AIM OF THE EXERCISE
Where does the string "this" appear in the records? Copy every line that contains it.

SUPPLIED INFORMATION
begin

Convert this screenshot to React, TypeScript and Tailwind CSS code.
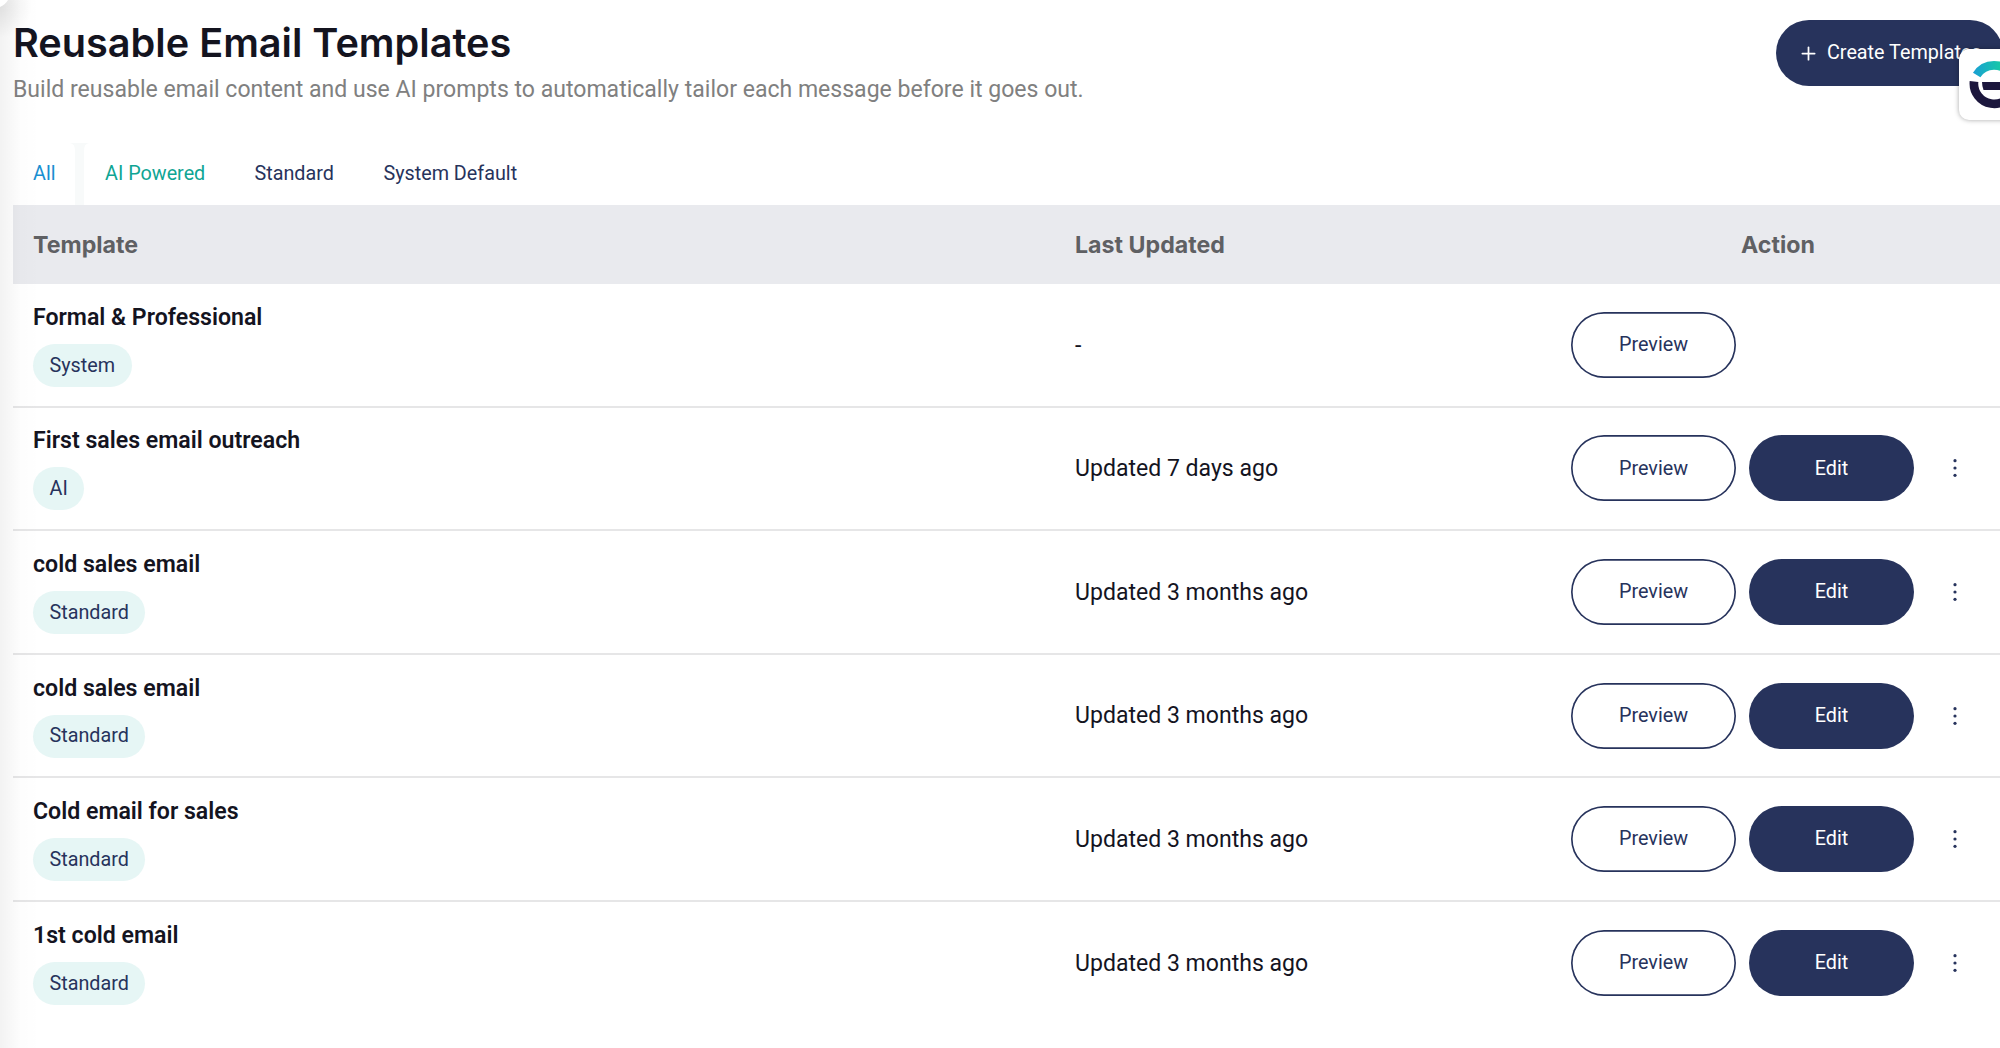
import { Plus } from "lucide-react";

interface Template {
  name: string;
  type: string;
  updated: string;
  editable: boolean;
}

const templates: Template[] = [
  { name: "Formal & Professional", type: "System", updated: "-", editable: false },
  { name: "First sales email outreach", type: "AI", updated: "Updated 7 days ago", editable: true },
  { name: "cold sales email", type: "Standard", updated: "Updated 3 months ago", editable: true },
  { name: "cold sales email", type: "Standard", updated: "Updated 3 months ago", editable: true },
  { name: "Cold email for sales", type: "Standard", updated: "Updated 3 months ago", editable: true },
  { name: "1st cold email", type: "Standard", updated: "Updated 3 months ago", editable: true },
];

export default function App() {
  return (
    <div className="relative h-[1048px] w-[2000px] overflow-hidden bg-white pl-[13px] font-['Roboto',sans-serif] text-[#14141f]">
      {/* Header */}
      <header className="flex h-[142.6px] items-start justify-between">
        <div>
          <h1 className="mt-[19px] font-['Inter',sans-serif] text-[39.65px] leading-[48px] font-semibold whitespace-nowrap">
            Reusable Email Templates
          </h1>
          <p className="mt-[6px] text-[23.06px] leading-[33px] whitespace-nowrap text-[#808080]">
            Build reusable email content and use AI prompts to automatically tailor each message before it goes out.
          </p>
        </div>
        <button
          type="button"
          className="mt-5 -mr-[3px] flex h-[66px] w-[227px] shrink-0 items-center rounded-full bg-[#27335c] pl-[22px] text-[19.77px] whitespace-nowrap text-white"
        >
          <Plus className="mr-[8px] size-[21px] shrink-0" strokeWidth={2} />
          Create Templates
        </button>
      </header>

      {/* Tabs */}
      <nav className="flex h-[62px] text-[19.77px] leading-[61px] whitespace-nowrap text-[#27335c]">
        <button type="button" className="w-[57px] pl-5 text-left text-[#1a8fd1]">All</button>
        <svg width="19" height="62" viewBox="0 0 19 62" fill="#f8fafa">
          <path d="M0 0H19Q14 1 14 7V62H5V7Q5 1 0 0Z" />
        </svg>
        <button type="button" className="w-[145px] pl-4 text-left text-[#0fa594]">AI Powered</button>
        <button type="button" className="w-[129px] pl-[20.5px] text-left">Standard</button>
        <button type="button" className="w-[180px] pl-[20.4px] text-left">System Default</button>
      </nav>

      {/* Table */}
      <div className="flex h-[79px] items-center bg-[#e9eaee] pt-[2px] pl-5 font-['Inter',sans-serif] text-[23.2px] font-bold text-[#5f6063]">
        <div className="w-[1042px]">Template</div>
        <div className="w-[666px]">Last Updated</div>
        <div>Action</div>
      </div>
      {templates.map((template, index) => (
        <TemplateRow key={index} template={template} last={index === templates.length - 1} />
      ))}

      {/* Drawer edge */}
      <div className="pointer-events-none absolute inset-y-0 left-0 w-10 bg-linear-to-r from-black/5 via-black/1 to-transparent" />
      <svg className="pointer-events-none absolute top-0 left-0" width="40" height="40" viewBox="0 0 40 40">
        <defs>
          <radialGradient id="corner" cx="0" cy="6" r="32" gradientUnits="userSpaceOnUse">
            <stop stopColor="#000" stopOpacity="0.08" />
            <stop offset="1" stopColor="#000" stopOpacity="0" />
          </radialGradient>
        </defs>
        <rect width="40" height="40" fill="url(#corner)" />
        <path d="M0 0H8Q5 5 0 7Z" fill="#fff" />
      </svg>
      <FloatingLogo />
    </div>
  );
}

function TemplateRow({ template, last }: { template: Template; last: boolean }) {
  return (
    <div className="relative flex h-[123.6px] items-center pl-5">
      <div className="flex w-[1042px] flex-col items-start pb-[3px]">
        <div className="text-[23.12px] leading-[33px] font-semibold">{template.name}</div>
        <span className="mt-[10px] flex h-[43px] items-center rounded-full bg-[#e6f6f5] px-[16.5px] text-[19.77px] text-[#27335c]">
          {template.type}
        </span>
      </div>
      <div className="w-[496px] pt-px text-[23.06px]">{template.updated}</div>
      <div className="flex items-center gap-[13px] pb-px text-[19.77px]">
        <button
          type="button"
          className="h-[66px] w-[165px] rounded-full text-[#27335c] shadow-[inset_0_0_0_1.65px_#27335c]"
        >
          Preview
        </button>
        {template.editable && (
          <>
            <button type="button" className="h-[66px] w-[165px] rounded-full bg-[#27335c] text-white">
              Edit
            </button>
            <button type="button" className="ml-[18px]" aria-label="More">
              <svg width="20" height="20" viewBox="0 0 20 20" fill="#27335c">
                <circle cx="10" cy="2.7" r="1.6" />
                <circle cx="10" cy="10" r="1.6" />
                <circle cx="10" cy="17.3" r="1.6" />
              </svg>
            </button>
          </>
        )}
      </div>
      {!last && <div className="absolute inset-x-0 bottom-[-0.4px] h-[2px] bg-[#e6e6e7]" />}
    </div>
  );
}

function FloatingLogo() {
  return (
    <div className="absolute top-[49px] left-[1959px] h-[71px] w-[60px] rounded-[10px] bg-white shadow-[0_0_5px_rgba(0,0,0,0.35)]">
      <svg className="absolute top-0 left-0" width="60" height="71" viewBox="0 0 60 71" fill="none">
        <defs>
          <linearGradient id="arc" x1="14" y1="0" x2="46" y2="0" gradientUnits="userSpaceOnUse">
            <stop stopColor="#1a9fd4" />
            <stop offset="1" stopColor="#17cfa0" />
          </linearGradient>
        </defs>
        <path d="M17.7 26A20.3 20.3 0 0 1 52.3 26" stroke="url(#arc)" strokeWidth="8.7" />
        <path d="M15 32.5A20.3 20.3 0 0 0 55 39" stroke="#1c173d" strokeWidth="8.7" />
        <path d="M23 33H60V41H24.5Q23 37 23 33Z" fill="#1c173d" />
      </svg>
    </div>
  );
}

end
begin

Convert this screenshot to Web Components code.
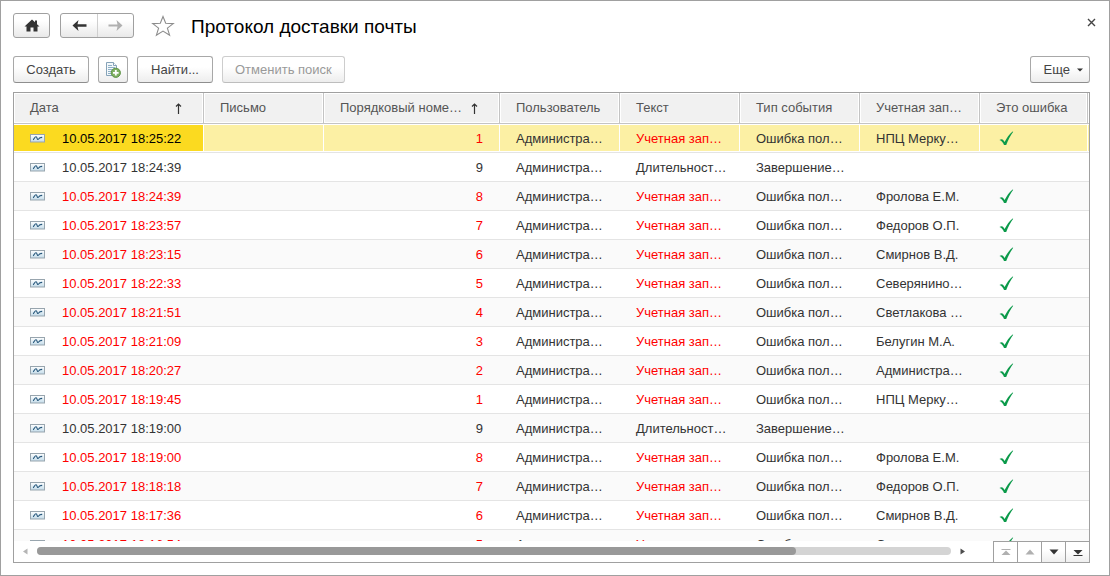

end
begin

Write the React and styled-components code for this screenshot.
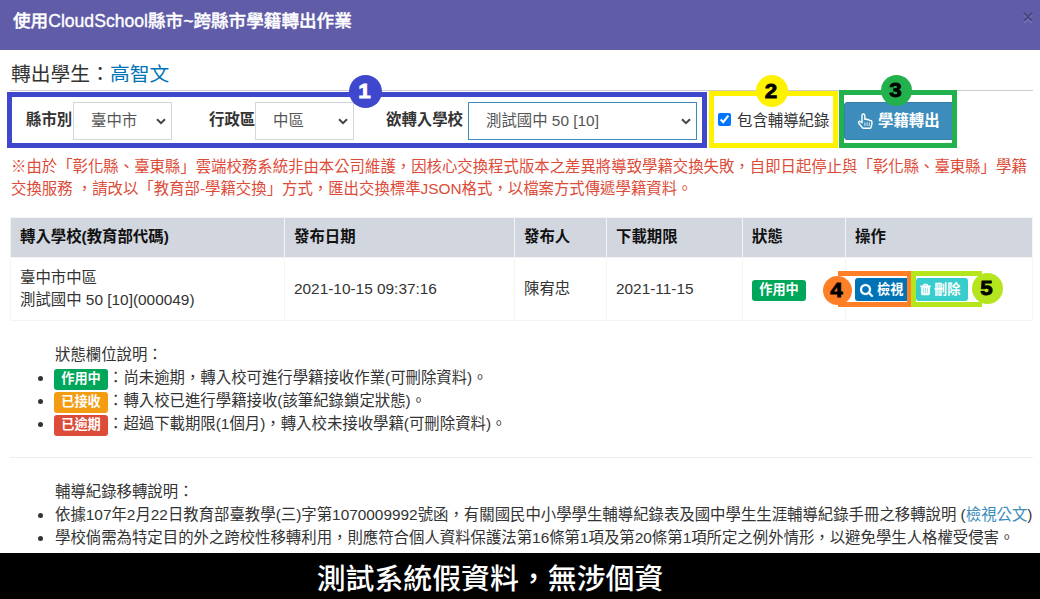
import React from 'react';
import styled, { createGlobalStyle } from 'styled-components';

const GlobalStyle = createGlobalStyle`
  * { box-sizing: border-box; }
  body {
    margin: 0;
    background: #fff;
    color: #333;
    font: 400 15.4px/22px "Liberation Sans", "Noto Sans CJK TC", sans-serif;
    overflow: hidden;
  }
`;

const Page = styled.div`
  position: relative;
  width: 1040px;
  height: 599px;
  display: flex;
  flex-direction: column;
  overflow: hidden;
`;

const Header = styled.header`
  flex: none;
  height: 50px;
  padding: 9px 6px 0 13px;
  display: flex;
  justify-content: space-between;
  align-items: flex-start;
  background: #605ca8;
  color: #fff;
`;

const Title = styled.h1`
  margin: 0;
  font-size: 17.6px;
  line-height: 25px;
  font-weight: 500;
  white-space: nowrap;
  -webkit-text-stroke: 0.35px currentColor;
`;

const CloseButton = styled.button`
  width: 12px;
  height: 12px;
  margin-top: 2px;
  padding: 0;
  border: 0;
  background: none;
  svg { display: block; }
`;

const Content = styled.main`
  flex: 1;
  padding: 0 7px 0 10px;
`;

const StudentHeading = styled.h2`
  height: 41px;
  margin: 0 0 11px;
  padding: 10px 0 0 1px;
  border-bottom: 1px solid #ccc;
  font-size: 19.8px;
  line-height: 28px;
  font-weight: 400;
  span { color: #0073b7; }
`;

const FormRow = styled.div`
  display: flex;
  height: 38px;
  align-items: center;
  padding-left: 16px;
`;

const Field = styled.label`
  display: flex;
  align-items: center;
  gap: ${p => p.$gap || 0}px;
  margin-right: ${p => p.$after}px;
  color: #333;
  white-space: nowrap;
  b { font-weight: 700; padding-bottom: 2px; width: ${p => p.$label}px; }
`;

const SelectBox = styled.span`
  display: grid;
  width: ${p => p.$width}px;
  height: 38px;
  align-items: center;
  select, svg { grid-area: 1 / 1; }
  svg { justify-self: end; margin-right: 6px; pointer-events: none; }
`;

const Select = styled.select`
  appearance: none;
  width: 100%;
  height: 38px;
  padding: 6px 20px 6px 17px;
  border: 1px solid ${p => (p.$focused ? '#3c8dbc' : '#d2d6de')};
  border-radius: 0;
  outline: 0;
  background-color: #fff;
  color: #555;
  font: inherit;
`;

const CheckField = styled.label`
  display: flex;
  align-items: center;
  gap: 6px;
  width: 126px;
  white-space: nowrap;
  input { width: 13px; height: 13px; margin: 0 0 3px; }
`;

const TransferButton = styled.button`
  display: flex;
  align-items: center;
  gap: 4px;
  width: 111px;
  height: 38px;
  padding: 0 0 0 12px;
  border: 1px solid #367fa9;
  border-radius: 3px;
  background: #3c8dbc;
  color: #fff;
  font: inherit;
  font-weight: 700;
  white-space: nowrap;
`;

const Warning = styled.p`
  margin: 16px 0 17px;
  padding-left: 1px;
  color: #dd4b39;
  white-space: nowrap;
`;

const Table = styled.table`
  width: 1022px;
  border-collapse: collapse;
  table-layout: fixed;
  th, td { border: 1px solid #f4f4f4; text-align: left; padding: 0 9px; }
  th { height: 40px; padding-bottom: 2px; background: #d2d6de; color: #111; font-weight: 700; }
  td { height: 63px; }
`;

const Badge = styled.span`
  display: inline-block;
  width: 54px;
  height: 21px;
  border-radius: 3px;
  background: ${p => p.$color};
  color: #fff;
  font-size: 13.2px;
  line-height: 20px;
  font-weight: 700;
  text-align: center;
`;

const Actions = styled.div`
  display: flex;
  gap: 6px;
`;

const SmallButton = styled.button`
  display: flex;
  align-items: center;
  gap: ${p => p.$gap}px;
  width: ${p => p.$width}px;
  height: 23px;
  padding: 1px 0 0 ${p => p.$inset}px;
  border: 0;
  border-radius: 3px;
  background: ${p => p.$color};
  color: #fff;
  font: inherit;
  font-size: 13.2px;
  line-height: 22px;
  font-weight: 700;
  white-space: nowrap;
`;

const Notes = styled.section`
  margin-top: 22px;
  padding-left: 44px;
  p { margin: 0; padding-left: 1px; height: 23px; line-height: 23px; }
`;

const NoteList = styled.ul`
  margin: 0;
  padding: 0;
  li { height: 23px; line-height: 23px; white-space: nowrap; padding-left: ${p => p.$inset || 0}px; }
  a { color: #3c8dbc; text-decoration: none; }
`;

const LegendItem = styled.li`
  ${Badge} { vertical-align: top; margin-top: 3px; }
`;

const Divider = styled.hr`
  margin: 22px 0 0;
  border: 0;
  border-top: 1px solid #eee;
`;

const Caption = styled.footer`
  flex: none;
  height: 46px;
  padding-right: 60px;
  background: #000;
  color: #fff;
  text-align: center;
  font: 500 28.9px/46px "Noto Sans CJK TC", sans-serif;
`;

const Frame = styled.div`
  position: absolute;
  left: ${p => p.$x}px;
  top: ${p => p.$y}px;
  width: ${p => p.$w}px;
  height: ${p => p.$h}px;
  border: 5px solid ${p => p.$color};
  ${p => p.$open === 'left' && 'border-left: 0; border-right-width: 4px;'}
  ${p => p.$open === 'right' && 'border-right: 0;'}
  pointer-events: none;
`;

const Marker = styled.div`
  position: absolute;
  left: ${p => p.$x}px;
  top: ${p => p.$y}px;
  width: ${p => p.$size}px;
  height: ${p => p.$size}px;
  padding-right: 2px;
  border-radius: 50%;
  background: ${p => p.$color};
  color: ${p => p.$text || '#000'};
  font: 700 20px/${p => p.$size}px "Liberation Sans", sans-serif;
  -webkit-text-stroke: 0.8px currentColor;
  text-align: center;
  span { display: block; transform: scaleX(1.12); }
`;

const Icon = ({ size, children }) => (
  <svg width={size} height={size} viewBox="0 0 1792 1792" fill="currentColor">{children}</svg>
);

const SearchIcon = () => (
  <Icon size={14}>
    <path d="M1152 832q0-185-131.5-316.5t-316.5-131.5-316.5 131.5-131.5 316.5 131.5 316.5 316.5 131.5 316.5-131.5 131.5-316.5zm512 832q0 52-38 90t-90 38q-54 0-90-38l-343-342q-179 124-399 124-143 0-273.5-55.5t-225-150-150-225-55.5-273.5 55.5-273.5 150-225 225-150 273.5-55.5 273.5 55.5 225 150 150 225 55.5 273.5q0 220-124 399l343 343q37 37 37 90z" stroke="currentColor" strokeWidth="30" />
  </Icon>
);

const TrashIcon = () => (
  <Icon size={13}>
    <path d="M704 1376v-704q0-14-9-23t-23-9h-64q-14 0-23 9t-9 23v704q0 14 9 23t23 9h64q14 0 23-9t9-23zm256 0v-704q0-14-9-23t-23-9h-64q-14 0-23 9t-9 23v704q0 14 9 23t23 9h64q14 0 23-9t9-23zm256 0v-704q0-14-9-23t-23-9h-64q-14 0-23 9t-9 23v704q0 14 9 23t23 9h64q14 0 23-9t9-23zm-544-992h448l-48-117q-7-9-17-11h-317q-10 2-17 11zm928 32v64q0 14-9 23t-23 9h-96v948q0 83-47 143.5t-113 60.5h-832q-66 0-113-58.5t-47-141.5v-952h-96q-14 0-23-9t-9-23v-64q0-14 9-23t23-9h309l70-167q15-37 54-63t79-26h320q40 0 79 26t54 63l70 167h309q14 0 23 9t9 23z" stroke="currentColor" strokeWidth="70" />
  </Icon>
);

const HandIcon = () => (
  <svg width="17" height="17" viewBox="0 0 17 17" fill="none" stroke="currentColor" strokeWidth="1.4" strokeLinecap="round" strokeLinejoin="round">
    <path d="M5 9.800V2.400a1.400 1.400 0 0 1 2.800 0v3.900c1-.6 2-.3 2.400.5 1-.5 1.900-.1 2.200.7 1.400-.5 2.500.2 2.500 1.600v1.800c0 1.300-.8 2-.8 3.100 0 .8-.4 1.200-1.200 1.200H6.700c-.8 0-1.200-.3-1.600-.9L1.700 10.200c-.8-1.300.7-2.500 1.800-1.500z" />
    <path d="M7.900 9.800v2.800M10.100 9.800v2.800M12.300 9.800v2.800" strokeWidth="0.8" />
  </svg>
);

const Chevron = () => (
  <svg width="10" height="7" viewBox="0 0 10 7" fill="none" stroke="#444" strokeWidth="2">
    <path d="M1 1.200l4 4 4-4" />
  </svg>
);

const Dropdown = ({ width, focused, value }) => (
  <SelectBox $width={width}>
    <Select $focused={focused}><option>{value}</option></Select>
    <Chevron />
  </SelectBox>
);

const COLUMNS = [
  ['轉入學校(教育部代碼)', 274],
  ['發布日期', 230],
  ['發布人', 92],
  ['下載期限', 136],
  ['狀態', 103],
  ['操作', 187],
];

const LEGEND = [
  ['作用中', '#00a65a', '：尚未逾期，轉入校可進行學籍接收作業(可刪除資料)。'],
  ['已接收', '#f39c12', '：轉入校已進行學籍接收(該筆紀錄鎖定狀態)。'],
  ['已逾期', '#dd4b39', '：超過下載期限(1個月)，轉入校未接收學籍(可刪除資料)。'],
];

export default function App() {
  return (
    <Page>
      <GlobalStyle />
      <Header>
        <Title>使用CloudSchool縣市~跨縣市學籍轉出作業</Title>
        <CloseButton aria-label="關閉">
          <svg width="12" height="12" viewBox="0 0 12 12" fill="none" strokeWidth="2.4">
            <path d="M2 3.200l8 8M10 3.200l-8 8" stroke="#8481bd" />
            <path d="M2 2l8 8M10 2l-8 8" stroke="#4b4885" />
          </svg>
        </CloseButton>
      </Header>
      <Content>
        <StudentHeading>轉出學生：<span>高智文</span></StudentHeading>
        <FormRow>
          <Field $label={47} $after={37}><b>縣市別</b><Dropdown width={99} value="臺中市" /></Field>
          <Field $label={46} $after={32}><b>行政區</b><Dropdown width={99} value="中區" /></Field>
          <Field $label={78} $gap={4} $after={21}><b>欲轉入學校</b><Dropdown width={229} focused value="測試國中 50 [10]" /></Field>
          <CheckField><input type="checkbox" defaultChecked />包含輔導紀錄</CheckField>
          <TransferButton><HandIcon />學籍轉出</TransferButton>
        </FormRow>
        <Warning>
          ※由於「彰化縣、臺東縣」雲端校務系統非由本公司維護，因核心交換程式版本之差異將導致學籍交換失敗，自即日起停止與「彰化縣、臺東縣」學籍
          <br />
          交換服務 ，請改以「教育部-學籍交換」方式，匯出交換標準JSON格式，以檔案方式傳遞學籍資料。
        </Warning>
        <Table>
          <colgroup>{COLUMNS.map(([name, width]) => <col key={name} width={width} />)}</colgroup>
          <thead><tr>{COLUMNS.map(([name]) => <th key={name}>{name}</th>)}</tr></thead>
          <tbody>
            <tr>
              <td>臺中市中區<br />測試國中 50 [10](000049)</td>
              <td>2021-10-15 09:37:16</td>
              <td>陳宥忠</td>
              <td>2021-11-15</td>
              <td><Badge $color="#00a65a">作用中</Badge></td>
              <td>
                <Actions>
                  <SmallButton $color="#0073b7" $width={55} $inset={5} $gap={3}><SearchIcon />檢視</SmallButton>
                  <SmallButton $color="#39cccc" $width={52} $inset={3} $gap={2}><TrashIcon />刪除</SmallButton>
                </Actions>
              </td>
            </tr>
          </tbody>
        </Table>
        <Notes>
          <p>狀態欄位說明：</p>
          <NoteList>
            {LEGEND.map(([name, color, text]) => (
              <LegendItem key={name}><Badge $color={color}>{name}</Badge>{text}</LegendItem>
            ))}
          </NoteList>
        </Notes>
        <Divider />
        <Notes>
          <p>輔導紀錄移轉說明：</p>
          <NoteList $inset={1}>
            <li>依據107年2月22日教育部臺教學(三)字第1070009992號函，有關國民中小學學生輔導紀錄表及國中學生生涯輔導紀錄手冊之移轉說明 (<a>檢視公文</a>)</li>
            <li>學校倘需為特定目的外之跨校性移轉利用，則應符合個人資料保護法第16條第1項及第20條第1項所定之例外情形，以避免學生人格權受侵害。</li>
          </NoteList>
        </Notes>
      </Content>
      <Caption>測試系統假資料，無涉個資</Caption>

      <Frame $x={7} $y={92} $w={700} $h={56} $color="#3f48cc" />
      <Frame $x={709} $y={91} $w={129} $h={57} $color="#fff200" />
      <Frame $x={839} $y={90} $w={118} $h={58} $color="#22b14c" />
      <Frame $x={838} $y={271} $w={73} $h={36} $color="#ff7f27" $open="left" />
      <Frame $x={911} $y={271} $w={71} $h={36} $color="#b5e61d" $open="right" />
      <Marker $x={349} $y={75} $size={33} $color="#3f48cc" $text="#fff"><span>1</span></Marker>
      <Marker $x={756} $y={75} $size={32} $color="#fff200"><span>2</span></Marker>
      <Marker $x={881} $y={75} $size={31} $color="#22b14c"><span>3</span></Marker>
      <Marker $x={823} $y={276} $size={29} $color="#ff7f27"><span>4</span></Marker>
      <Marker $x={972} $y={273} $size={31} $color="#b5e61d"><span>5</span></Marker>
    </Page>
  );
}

end

COMPLETE OUTPUT
Convert this screenshot to React, TypeScript and Tailwind CSS code.
Convert this screenshot to Web Components code.
Write the React and styled-components code for this screenshot.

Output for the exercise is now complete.